■ WHAT THE TASK ASKS:
Provide an exact copy of the data, excluding the images.

■ SOURCE MATERIAL:
--- start ---

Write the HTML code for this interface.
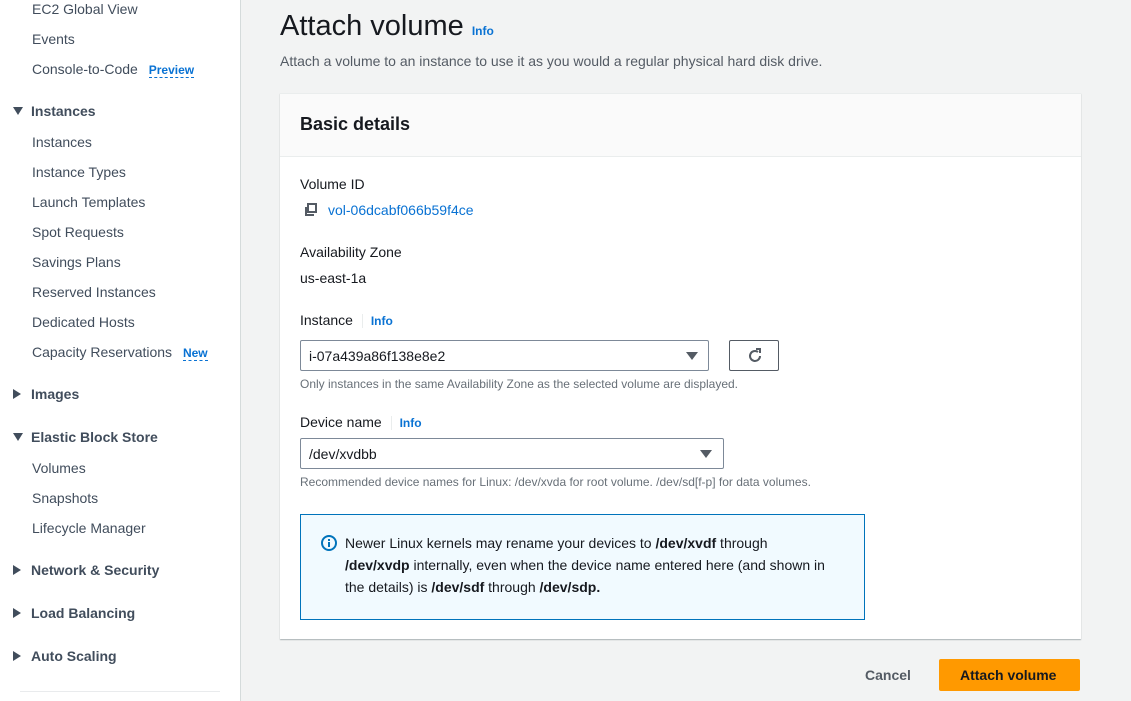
<!DOCTYPE html>
<html><head><meta charset="utf-8"><style>
*{margin:0;padding:0;box-sizing:border-box}
body{width:1131px;height:701px;overflow:hidden;background:#f2f3f3;font-family:"Liberation Sans",sans-serif;font-size:14px;color:#16191f;position:relative}
.a{position:absolute;white-space:nowrap;line-height:18px}
#side{position:absolute;left:0;top:0;width:241px;height:701px;background:#fff;border-right:1px solid #d5dbdb}
.s{color:#414d5c;left:32px}
.h{color:#414d5c;left:31px;font-weight:bold}
.tri{position:absolute;left:13px;width:0;height:0}
.down{border-left:5px solid transparent;border-right:5px solid transparent;border-top:8px solid #414d5c}
.right{border-top:5px solid transparent;border-bottom:5px solid transparent;border-left:8px solid #414d5c}
.badge{color:#0972d3;font-weight:bold;font-size:12px;border-bottom:1px dashed #0972d3;line-height:15px}
.info{color:#0972d3;font-weight:bold;font-size:12px}
.card{position:absolute;left:280px;top:93px;width:801px;height:546px;background:#fff;box-shadow:0 1px 1px rgba(0,28,36,.3);border-top:1px solid #eaeded}
.hd{position:absolute;left:0;top:0;width:100%;height:63px;background:#fafafa;border-bottom:1px solid #eaeded}
.sel{position:absolute;border:1px solid #7d8998;border-radius:2px;background:#fff}
.caret{position:absolute;width:0;height:0;border-left:6px solid transparent;border-right:6px solid transparent;border-top:8px solid #545b64}
.hint{color:#687078;font-size:12px}
</style></head><body>
<div id="side">
<div class="a s" style="top:0">EC2 Global View</div>
<div class="a s" style="top:30px">Events</div>
<div class="a s" style="top:60px">Console-to-Code <span class="badge" style="margin-left:7px">Preview</span></div>
<div class="tri down" style="top:107px"></div><div class="a h" style="top:102px">Instances</div>
<div class="a s" style="top:133px">Instances</div>
<div class="a s" style="top:163px">Instance Types</div>
<div class="a s" style="top:193px">Launch Templates</div>
<div class="a s" style="top:223px">Spot Requests</div>
<div class="a s" style="top:253px">Savings Plans</div>
<div class="a s" style="top:283px">Reserved Instances</div>
<div class="a s" style="top:313px">Dedicated Hosts</div>
<div class="a s" style="top:343px">Capacity Reservations <span class="badge" style="margin-left:7px">New</span></div>
<div class="tri right" style="top:389px"></div><div class="a h" style="top:385px">Images</div>
<div class="tri down" style="top:433px"></div><div class="a h" style="top:428px">Elastic Block Store</div>
<div class="a s" style="top:459px">Volumes</div>
<div class="a s" style="top:489px">Snapshots</div>
<div class="a s" style="top:519px">Lifecycle Manager</div>
<div class="tri right" style="top:565px"></div><div class="a h" style="top:561px">Network &amp; Security</div>
<div class="tri right" style="top:608px"></div><div class="a h" style="top:604px">Load Balancing</div>
<div class="tri right" style="top:651px"></div><div class="a h" style="top:647px">Auto Scaling</div>
<div style="position:absolute;left:20px;top:691px;width:200px;border-top:1px solid #e9ebed"></div>
</div>

<div class="a" style="left:280px;top:9px;font-size:29px;line-height:34px">Attach volume <span class="info" style="font-size:12px">Info</span></div>
<div class="a" style="left:280px;top:52px;color:#545b64">Attach a volume to an instance to use it as you would a regular physical hard disk drive.</div>

<div class="card">
<div class="hd"><div class="a" style="left:20px;top:19px;font-size:18px;line-height:22px;font-weight:bold">Basic details</div></div>
<div class="a" style="left:20px;top:81px">Volume ID</div>
<svg style="position:absolute;left:24px;top:109px" width="14" height="14" viewBox="0 0 14 14"><rect x="4" y="1" width="8" height="8" fill="none" stroke="#545b64" stroke-width="2"/><path d="M2 4v8h8" fill="none" stroke="#545b64" stroke-width="2"/></svg>
<div class="a" style="left:48px;top:107px;color:#0972d3">vol-06dcabf066b59f4ce</div>
<div class="a" style="left:20px;top:149px">Availability Zone</div>
<div class="a" style="left:20px;top:175px">us-east-1a</div>
<div class="a" style="left:20px;top:217px">Instance <span style="border-left:1px solid #eaeded;margin-left:5px;padding-left:8px" class="info">Info</span></div>
<div class="sel" style="left:20px;top:246px;width:409px;height:31px"><div class="a" style="left:8px;top:6px">i-07a439a86f138e8e2</div><div class="caret" style="left:385px;top:11px"></div></div>
<div class="sel" style="left:449px;top:246px;width:50px;height:31px;border-color:#545b64"><svg style="position:absolute;left:16px;top:6px" width="18" height="18" viewBox="0 0 18 18"><path d="M14 9a5 5 0 1 1-2-4" fill="none" stroke="#545b64" stroke-width="2"/><path d="M10 2h4v4" fill="none" stroke="#545b64" stroke-width="2"/></svg></div>
<div class="a hint" style="left:20px;top:281px">Only instances in the same Availability Zone as the selected volume are displayed.</div>
<div class="a" style="left:20px;top:319px">Device name <span style="border-left:1px solid #eaeded;margin-left:5px;padding-left:8px" class="info">Info</span></div>
<div class="sel" style="left:20px;top:344px;width:424px;height:31px"><div class="a" style="left:8px;top:6px">/dev/xvdbb</div><div class="caret" style="left:399px;top:11px"></div></div>
<div class="a hint" style="left:20px;top:379px">Recommended device names for Linux: /dev/xvda for root volume. /dev/sd[f-p] for data volumes.</div>
<div style="position:absolute;left:20px;top:420px;width:565px;height:106px;background:#f1faff;border:1px solid #0073bb">
<svg style="position:absolute;left:20px;top:20px" width="16" height="16" viewBox="0 0 16 16"><circle cx="8" cy="8" r="7" fill="none" stroke="#0073bb" stroke-width="2"/><rect x="7" y="7" width="2" height="5" fill="#0073bb"/><rect x="7" y="4" width="2" height="2" fill="#0073bb"/></svg>
<div style="position:absolute;left:44px;top:17px;width:500px;line-height:22px;color:#16191f">Newer Linux kernels may rename your devices to <b>/dev/xvdf</b> through<br><b>/dev/xvdp</b> internally, even when the device name entered here (and shown in<br>the details) is <b>/dev/sdf</b> through <b>/dev/sdp.</b></div>
</div>
</div>

<div class="a" style="left:865px;top:666px;color:#545b64;font-weight:bold">Cancel</div>
<div style="position:absolute;left:939px;top:659px;width:141px;height:32px;background:#ff9900;border-radius:2px"></div>
<div class="a" style="left:960px;top:666px;font-weight:bold;color:#16191f">Attach volume</div>
</body></html>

--- end ---

■ CORRECT ANSWER:
Write the HTML code for this interface.
<!DOCTYPE html>
<html><head><meta charset="utf-8"><style>
*{margin:0;padding:0;box-sizing:border-box}
body{width:1131px;height:701px;overflow:hidden;background:#f2f3f3;font-family:"Liberation Sans",sans-serif;font-size:14px;color:#16191f;position:relative}
.a{position:absolute;white-space:nowrap;line-height:18px}
#side{position:absolute;left:0;top:0;width:241px;height:701px;background:#fff;border-right:1px solid #d5dbdb}
.s{color:#414d5c;left:32px}
.h{color:#414d5c;left:31px;font-weight:bold}
.tri{position:absolute;left:13px;width:0;height:0}
.down{border-left:5px solid transparent;border-right:5px solid transparent;border-top:8px solid #414d5c}
.right{border-top:5px solid transparent;border-bottom:5px solid transparent;border-left:8px solid #414d5c}
.badge{color:#0972d3;font-weight:bold;font-size:12px;border-bottom:1px dashed #0972d3;line-height:15px}
.info{color:#0972d3;font-weight:bold;font-size:12px}
.card{position:absolute;left:280px;top:93px;width:801px;height:546px;background:#fff;box-shadow:0 1px 1px rgba(0,28,36,.3);border-top:1px solid #eaeded}
.hd{position:absolute;left:0;top:0;width:100%;height:63px;background:#fafafa;border-bottom:1px solid #eaeded}
.sel{position:absolute;border:1px solid #7d8998;border-radius:2px;background:#fff}
.caret{position:absolute;width:0;height:0;border-left:6px solid transparent;border-right:6px solid transparent;border-top:8px solid #545b64}
.hint{color:#687078;font-size:12px}
</style></head><body>
<div id="side">
<div class="a s" style="top:0">EC2 Global View</div>
<div class="a s" style="top:30px">Events</div>
<div class="a s" style="top:60px">Console-to-Code <span class="badge" style="margin-left:7px">Preview</span></div>
<div class="tri down" style="top:107px"></div><div class="a h" style="top:102px">Instances</div>
<div class="a s" style="top:133px">Instances</div>
<div class="a s" style="top:163px">Instance Types</div>
<div class="a s" style="top:193px">Launch Templates</div>
<div class="a s" style="top:223px">Spot Requests</div>
<div class="a s" style="top:253px">Savings Plans</div>
<div class="a s" style="top:283px">Reserved Instances</div>
<div class="a s" style="top:313px">Dedicated Hosts</div>
<div class="a s" style="top:343px">Capacity Reservations <span class="badge" style="margin-left:7px">New</span></div>
<div class="tri right" style="top:389px"></div><div class="a h" style="top:385px">Images</div>
<div class="tri down" style="top:433px"></div><div class="a h" style="top:428px">Elastic Block Store</div>
<div class="a s" style="top:459px">Volumes</div>
<div class="a s" style="top:489px">Snapshots</div>
<div class="a s" style="top:519px">Lifecycle Manager</div>
<div class="tri right" style="top:565px"></div><div class="a h" style="top:561px">Network &amp; Security</div>
<div class="tri right" style="top:608px"></div><div class="a h" style="top:604px">Load Balancing</div>
<div class="tri right" style="top:651px"></div><div class="a h" style="top:647px">Auto Scaling</div>
<div style="position:absolute;left:20px;top:691px;width:200px;border-top:1px solid #e9ebed"></div>
</div>

<div class="a" style="left:280px;top:9px;font-size:29px;line-height:34px">Attach volume <span class="info" style="font-size:12px">Info</span></div>
<div class="a" style="left:280px;top:52px;color:#545b64">Attach a volume to an instance to use it as you would a regular physical hard disk drive.</div>

<div class="card">
<div class="hd"><div class="a" style="left:20px;top:19px;font-size:18px;line-height:22px;font-weight:bold">Basic details</div></div>
<div class="a" style="left:20px;top:81px">Volume ID</div>
<svg style="position:absolute;left:24px;top:109px" width="14" height="14" viewBox="0 0 14 14"><rect x="4" y="1" width="8" height="8" fill="none" stroke="#545b64" stroke-width="2"/><path d="M2 4v8h8" fill="none" stroke="#545b64" stroke-width="2"/></svg>
<div class="a" style="left:48px;top:107px;color:#0972d3">vol-06dcabf066b59f4ce</div>
<div class="a" style="left:20px;top:149px">Availability Zone</div>
<div class="a" style="left:20px;top:175px">us-east-1a</div>
<div class="a" style="left:20px;top:217px">Instance <span style="border-left:1px solid #eaeded;margin-left:5px;padding-left:8px" class="info">Info</span></div>
<div class="sel" style="left:20px;top:246px;width:409px;height:31px"><div class="a" style="left:8px;top:6px">i-07a439a86f138e8e2</div><div class="caret" style="left:385px;top:11px"></div></div>
<div class="sel" style="left:449px;top:246px;width:50px;height:31px;border-color:#545b64"><svg style="position:absolute;left:16px;top:6px" width="18" height="18" viewBox="0 0 18 18"><path d="M14 9a5 5 0 1 1-2-4" fill="none" stroke="#545b64" stroke-width="2"/><path d="M10 2h4v4" fill="none" stroke="#545b64" stroke-width="2"/></svg></div>
<div class="a hint" style="left:20px;top:281px">Only instances in the same Availability Zone as the selected volume are displayed.</div>
<div class="a" style="left:20px;top:319px">Device name <span style="border-left:1px solid #eaeded;margin-left:5px;padding-left:8px" class="info">Info</span></div>
<div class="sel" style="left:20px;top:344px;width:424px;height:31px"><div class="a" style="left:8px;top:6px">/dev/xvdbb</div><div class="caret" style="left:399px;top:11px"></div></div>
<div class="a hint" style="left:20px;top:379px">Recommended device names for Linux: /dev/xvda for root volume. /dev/sd[f-p] for data volumes.</div>
<div style="position:absolute;left:20px;top:420px;width:565px;height:106px;background:#f1faff;border:1px solid #0073bb">
<svg style="position:absolute;left:20px;top:20px" width="16" height="16" viewBox="0 0 16 16"><circle cx="8" cy="8" r="7" fill="none" stroke="#0073bb" stroke-width="2"/><rect x="7" y="7" width="2" height="5" fill="#0073bb"/><rect x="7" y="4" width="2" height="2" fill="#0073bb"/></svg>
<div style="position:absolute;left:44px;top:17px;width:500px;line-height:22px;color:#16191f">Newer Linux kernels may rename your devices to <b>/dev/xvdf</b> through<br><b>/dev/xvdp</b> internally, even when the device name entered here (and shown in<br>the details) is <b>/dev/sdf</b> through <b>/dev/sdp.</b></div>
</div>
</div>

<div class="a" style="left:865px;top:666px;color:#545b64;font-weight:bold">Cancel</div>
<div style="position:absolute;left:939px;top:659px;width:141px;height:32px;background:#ff9900;border-radius:2px"></div>
<div class="a" style="left:960px;top:666px;font-weight:bold;color:#16191f">Attach volume</div>
</body></html>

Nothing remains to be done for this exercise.